Stated exercise: Repeat every line of the material, character for character.

[START OF Exercise data]

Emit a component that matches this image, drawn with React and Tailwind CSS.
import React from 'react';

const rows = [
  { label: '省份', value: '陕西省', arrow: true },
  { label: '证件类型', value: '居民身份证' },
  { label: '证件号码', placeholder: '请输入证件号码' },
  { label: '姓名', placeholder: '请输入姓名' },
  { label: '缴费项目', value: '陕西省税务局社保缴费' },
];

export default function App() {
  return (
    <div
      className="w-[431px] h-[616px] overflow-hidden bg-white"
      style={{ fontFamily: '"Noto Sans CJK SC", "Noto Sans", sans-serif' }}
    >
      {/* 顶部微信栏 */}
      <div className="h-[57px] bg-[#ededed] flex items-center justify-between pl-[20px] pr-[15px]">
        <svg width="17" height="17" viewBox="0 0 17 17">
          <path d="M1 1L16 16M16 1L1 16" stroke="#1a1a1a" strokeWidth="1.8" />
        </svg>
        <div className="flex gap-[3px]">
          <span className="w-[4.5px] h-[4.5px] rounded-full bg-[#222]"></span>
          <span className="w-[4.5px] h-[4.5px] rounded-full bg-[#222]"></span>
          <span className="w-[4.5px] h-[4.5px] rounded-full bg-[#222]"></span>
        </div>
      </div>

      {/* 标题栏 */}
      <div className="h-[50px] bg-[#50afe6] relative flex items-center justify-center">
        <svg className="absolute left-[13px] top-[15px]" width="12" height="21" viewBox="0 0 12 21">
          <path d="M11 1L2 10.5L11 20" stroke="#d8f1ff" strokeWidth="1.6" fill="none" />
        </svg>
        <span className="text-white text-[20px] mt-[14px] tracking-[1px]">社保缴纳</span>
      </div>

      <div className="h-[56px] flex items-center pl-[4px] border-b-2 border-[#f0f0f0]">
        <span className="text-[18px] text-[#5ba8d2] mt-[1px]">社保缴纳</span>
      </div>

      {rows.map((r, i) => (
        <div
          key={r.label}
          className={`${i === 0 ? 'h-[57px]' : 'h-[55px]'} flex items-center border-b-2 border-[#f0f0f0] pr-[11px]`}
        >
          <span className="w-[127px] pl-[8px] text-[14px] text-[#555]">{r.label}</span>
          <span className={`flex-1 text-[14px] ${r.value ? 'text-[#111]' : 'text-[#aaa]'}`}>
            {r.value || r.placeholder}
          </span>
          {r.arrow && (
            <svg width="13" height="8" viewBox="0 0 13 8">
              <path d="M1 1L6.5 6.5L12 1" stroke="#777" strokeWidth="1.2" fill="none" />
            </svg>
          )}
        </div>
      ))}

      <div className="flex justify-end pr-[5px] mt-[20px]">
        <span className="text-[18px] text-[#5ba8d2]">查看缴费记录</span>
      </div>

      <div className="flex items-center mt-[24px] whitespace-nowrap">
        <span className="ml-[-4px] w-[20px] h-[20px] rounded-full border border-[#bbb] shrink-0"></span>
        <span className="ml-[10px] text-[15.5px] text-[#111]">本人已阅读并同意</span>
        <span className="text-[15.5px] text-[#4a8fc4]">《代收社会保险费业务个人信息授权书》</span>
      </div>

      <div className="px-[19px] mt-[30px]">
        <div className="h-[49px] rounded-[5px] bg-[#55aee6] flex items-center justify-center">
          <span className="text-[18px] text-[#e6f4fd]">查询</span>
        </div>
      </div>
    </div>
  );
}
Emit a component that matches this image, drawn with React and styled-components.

[END OF Exercise data]

Result:
Emit a component that matches this image, drawn with React and Tailwind CSS.
import React from 'react';

const rows = [
  { label: '省份', value: '陕西省', arrow: true },
  { label: '证件类型', value: '居民身份证' },
  { label: '证件号码', placeholder: '请输入证件号码' },
  { label: '姓名', placeholder: '请输入姓名' },
  { label: '缴费项目', value: '陕西省税务局社保缴费' },
];

export default function App() {
  return (
    <div
      className="w-[431px] h-[616px] overflow-hidden bg-white"
      style={{ fontFamily: '"Noto Sans CJK SC", "Noto Sans", sans-serif' }}
    >
      {/* 顶部微信栏 */}
      <div className="h-[57px] bg-[#ededed] flex items-center justify-between pl-[20px] pr-[15px]">
        <svg width="17" height="17" viewBox="0 0 17 17">
          <path d="M1 1L16 16M16 1L1 16" stroke="#1a1a1a" strokeWidth="1.8" />
        </svg>
        <div className="flex gap-[3px]">
          <span className="w-[4.5px] h-[4.5px] rounded-full bg-[#222]"></span>
          <span className="w-[4.5px] h-[4.5px] rounded-full bg-[#222]"></span>
          <span className="w-[4.5px] h-[4.5px] rounded-full bg-[#222]"></span>
        </div>
      </div>

      {/* 标题栏 */}
      <div className="h-[50px] bg-[#50afe6] relative flex items-center justify-center">
        <svg className="absolute left-[13px] top-[15px]" width="12" height="21" viewBox="0 0 12 21">
          <path d="M11 1L2 10.5L11 20" stroke="#d8f1ff" strokeWidth="1.6" fill="none" />
        </svg>
        <span className="text-white text-[20px] mt-[14px] tracking-[1px]">社保缴纳</span>
      </div>

      <div className="h-[56px] flex items-center pl-[4px] border-b-2 border-[#f0f0f0]">
        <span className="text-[18px] text-[#5ba8d2] mt-[1px]">社保缴纳</span>
      </div>

      {rows.map((r, i) => (
        <div
          key={r.label}
          className={`${i === 0 ? 'h-[57px]' : 'h-[55px]'} flex items-center border-b-2 border-[#f0f0f0] pr-[11px]`}
        >
          <span className="w-[127px] pl-[8px] text-[14px] text-[#555]">{r.label}</span>
          <span className={`flex-1 text-[14px] ${r.value ? 'text-[#111]' : 'text-[#aaa]'}`}>
            {r.value || r.placeholder}
          </span>
          {r.arrow && (
            <svg width="13" height="8" viewBox="0 0 13 8">
              <path d="M1 1L6.5 6.5L12 1" stroke="#777" strokeWidth="1.2" fill="none" />
            </svg>
          )}
        </div>
      ))}

      <div className="flex justify-end pr-[5px] mt-[20px]">
        <span className="text-[18px] text-[#5ba8d2]">查看缴费记录</span>
      </div>

      <div className="flex items-center mt-[24px] whitespace-nowrap">
        <span className="ml-[-4px] w-[20px] h-[20px] rounded-full border border-[#bbb] shrink-0"></span>
        <span className="ml-[10px] text-[15.5px] text-[#111]">本人已阅读并同意</span>
        <span className="text-[15.5px] text-[#4a8fc4]">《代收社会保险费业务个人信息授权书》</span>
      </div>

      <div className="px-[19px] mt-[30px]">
        <div className="h-[49px] rounded-[5px] bg-[#55aee6] flex items-center justify-center">
          <span className="text-[18px] text-[#e6f4fd]">查询</span>
        </div>
      </div>
    </div>
  );
}
Emit a component that matches this image, drawn with React and styled-components.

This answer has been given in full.